Loose Ball foul vs off-ball foul
This type of foul is not to be confused with an “off-ball foul”. An off-ball foul is a foul that occurs between two players that are away from the ball, with neither involved player actually handling the ball. Generally, this may happen if an off-ball screen is set and someone shoves or illegally pushes their opponent. The opposite of an on-ball foul, which can happen when one of the two involved players is on the ball.
Examples of loose Ball Fouls
Here are some examples of loose ball fouls written out for you to visualize.
- Your teammates attempt a three, and as everybody battles for the offensive rebound, an opponent grabs a handful of your jersey as you jump for the ball. The referee notices the tug and whistles your opponent for a loose ball foul for illegally tugging your jersey.
- Your teammate manages to poke the ball out of the enemy point guard’s hands as he’s bringing it up the court. As you and another opponent run for the loose ball, your opponent begins to veer into you, tripping you. Your opponent will be whistled for a loose ball foul for too much contact when trying to retrieve the loose ball.
- You’re able to block the shot of your opponent as they attempt a fade-away shot near the baseline. As you react quickly to move around him, he wraps both arms around your body while coming down from his shooting motion. Unable to move, the ref whistles them for a loose ball foul for impeding your path to the ball.

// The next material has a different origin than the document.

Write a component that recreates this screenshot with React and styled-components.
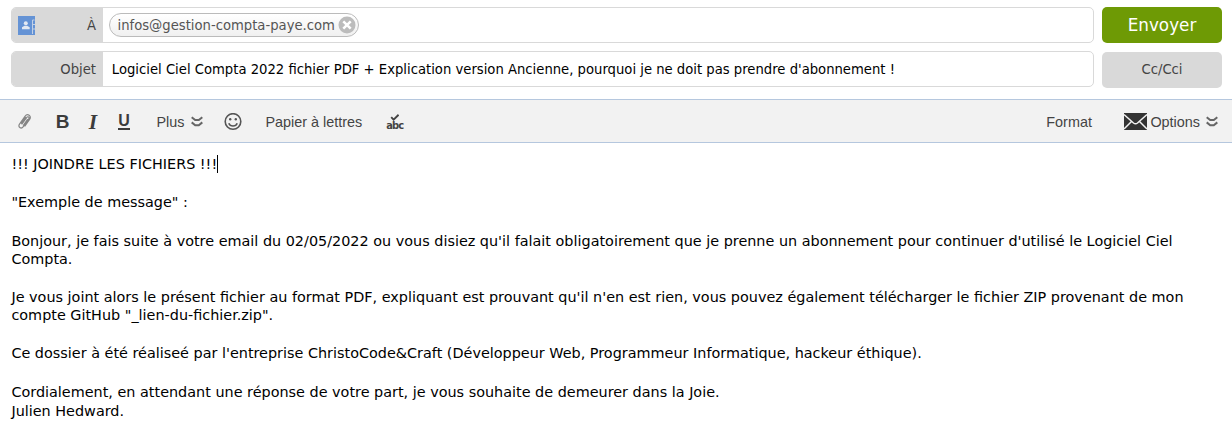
import React from "react";
import styled, { createGlobalStyle } from "styled-components";

const Global = createGlobalStyle`
  * { box-sizing: border-box; }
  body { margin: 0; background: #fff; overflow: hidden; }
`;

const ui = `"DejaVu Sans", sans-serif`;

const Compose = styled.main`
  width: 1232px;
  height: 441px;
  background: #fff;
`;
const Header = styled.header`
  display: grid;
  grid-template-columns: 1083px 120px;
  column-gap: 8px;
  row-gap: 8px;
  height: 99px;
  padding: 7px 0 0 11px;
  align-content: start;
  font: 13.2px/20px ${ui};
`;
const Field = styled.div`
  display: flex;
  height: 36px;
  border: 1px solid #d9d9d9;
  border-radius: 5px;
  overflow: hidden;
`;
const Label = styled.div`
  display: flex;
  align-items: center;
  justify-content: space-between;
  width: 91px;
  padding: 0 7px 0 6px;
  background: #d9d9d9;
  color: #444;
`;
const LabelText = styled.span`
  margin-left: auto;
  padding-top: 2px;
`;
const Value = styled.div`
  display: flex;
  align-items: center;
  padding: ${(p) => (p.$chip ? "0 0 0 6px" : "2px 0 0 8.8px")};
  color: #000;
  white-space: nowrap;
`;
const Chip = styled.span`
  display: flex;
  align-items: center;
  justify-content: space-between;
  width: 250px;
  height: 24px;
  padding: 0 2px 0 7.5px;
  border: 1px solid #bbb;
  border-radius: 12px;
  background: linear-gradient(#fff, #f0f0f0);
  color: #555;
`;
const Address = styled.span`
  padding-top: 2px;
`;
const Button = styled.button`
  height: 36px;
  margin: ${(p) => (p.$primary ? 0 : "1px 0 0")};
  padding: 0;
  border: 0;
  border-radius: 5px;
  background: ${(p) => (p.$primary ? "#6e9a05" : "#d9d9d9")};
  color: ${(p) => (p.$primary ? "#fff" : "#444")};
  font: ${(p) => (p.$primary ? "16.8px/36px" : "13.2px/34px")} ${ui};
`;
const Toolbar = styled.nav`
  display: flex;
  align-items: center;
  height: 44px;
  padding: 1px 14px 0 17px;
  border-top: 1px solid #b5c7de;
  border-bottom: 1px solid #b5c7de;
  background: #f2f2f2;
  color: #444;
  font: 14.4px/20px "Liberation Sans", Arial, sans-serif;
`;
const Tool = styled.span`
  display: flex;
  align-items: center;
  flex: none;
  gap: ${(p) => p.$gap || 0}px;
  margin-left: ${(p) => p.$left || 0}px;
  white-space: nowrap;
`;
const Right = styled.div`
  display: flex;
  align-items: center;
  margin-left: auto;
`;
const Glyph = styled.span`
  display: block;
  width: ${(p) => p.$w}px;
  text-align: center;
  color: #3c3c3c;
  font: ${(p) => p.$font};
`;
const Underlined = styled(Glyph)`
  height: 17px;
  border-bottom: 2px solid #3c3c3c;
`;
const Spell = styled.span`
  display: flex;
  flex-direction: column;
  align-items: center;
  width: 18px;
  color: #444;
  font: bold 11px/9px "DejaVu Sans Condensed", "DejaVu Sans", sans-serif;
  letter-spacing: -0.8px;
`;
const Message = styled.article`
  padding: 12px 0 0 11.4px;
  color: #000;
  font: 14.405px/18px "DejaVu Sans", sans-serif;
`;
const Line = styled.p`
  margin: 0 0 ${(p) => p.$after ?? 20}px;
  white-space: pre;
`;
const Caret = styled.span`
  display: inline-block;
  width: 1px;
  height: 18px;
  margin-left: -0.4px;
  vertical-align: top;
  background: #000;
`;

const Contacts = () => (
  <svg width="17" height="19" viewBox="0 0 17 19">
    <path fill="#6593d5" d="M0 0h17v19H0z" />
    <circle cx="7.8" cy="7.2" r="2" fill="#e3e9f2" />
    <path fill="#e3e9f2" d="M4 13.3v-2l2.5-1.6h2.6l2.6 1.6v2z" />
    <path d="M16.5 4h-2v14M14.5 8.5H17M14.5 13H17" fill="none" stroke="#c3d1e6" />
  </svg>
);
const Remove = () => (
  <svg width="18" height="18" viewBox="0 0 18 18">
    <circle cx="9" cy="9" r="8.5" fill="#bcbcbc" />
    <path d="m5.3 5.3 7.4 7.4m0-7.4-7.4 7.4" stroke="#fff" strokeWidth="2.5" />
  </svg>
);
const Clip = () => (
  <svg width="15" height="17" viewBox="0 0 15 17" fill="none" stroke="#858585" strokeWidth="1.2" strokeLinecap="round">
    <path d="m5 11 4.8-6.6c1.2-1.6 3 .1 2 1.5l-5.5 7.8c-2.2 2.8-5.8.3-3.8-2.5L8 3.4c2.5-3.5 7-.5 4.6 3L8 13M4.4 10.3l4-5.7M6.4 12.3l4-5.7" />
  </svg>
);
const More = () => (
  <svg width="12" height="11" viewBox="0 0 12 11" fill="none" stroke="#666" strokeWidth="2">
    <path d="M.7 1.2 4.2 4h3.6l3.5-2.8M.7 6.4l3.5 2.8h3.6l3.5-2.8" />
  </svg>
);
const Smile = () => (
  <svg width="18" height="18" viewBox="0 0 18 18" fill="none" stroke="#555" strokeWidth="1.6">
    <circle cx="9" cy="8.5" r="7.8" />
    <path d="M4.8 10.2c1.4 3.7 7 3.7 8.4 0" />
    <circle cx="6.2" cy="6.2" r="1.2" fill="#555" stroke="none" />
    <circle cx="11.8" cy="6.2" r="1.2" fill="#555" stroke="none" />
  </svg>
);
const Check = () => (
  <svg width="9" height="7" viewBox="0 0 9 7">
    <path d="m1.2 3.2 2.4 2.4L8.6.8" fill="none" stroke="#444" strokeWidth="1.9" />
  </svg>
);
const Mail = () => (
  <svg width="23" height="17" viewBox="0 0 23 17">
    <path fill="#333" d="M0 0h23v17H0z" />
    <path d="M0 1.5 9.5 10q2 1.6 4 0L23 1.5M0 16l7.5-7.5M23 16l-7.5-7.5" fill="none" stroke="#f2f2f2" strokeWidth="1.5" />
  </svg>
);

export default function App() {
  return (
    <Compose>
      <Global />
      <Header>
        <Field>
          <Label><Contacts /><LabelText>À</LabelText></Label>
          <Value $chip><Chip><Address>infos@gestion-compta-paye.com</Address><Remove /></Chip></Value>
        </Field>
        <Button $primary>Envoyer</Button>
        <Field>
          <Label><LabelText>Objet</LabelText></Label>
          <Value>Logiciel Ciel Compta 2022 fichier PDF + Explication version Ancienne, pourquoi je ne doit pas prendre d'abonnement !</Value>
        </Field>
        <Button>Cc/Cci</Button>
      </Header>
      <Toolbar>
        <Tool><Clip /></Tool>
        <Tool $left={23}><Glyph $w={15} $font='bold 19px/20px "Liberation Sans", sans-serif'>B</Glyph></Tool>
        <Tool $left={15}><Glyph $w={16} $font='italic bold 21.5px/20px "Liberation Serif", serif'>I</Glyph></Tool>
        <Tool $left={17}><Underlined $w={12} $font='bold 16px/15px "Liberation Sans", sans-serif'>U</Underlined></Tool>
        <Tool $left={26.5} $gap={6}>Plus<More /></Tool>
        <Tool $left={21}><Smile /></Tool>
        <Tool $left={24}>Papier à lettres</Tool>
        <Tool $left={23.5}><Spell><Check />abc</Spell></Tool>
        <Right>
          <Tool>Format</Tool>
          <Tool $left={32.5} $gap={3}><Mail />Options</Tool>
          <Tool $left={6}><More /></Tool>
        </Right>
      </Toolbar>
      <Message>
        <Line>!!! JOINDRE LES FICHIERS !!!<Caret /></Line>
        <Line $after={21}>"Exemple de message" :</Line>
        <Line>{"Bonjour, je fais suite à votre email du 02/05/2022 ou vous disiez qu'il falait obligatoirement que je prenne un abonnement pour continuer d'utilisé le Logiciel Ciel\nCompta."}</Line>
        <Line>{"Je vous joint alors le présent fichier au format PDF, expliquant est prouvant qu'il n'en est rien, vous pouvez également télécharger le fichier ZIP provenant de mon\ncompte GitHub \"_lien-du-fichier.zip\"."}</Line>
        <Line $after={21}>Ce dossier à été réaliseé par l'entreprise ChristoCode&amp;Craft (Développeur Web, Programmeur Informatique, hackeur éthique).</Line>
        <Line $after={1}>Cordialement, en attendant une réponse de votre part, je vous souhaite de demeurer dans la Joie.</Line>
        <Line>Julien Hedward.</Line>
      </Message>
    </Compose>
  );
}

There are plenty of examples of when a loose ball foul can be called. Many can be quite controversial, as both players can be quite physical when pursuing the ball. It’s up to the refs to determine who created the contact and pushed the boundaries of physical play that constitutes a foul being called. Furthermore, instead of a loose ball foul, a flagrant foul may be called depending on the severity of the physical contact – if unnecessary or excessive contact was made.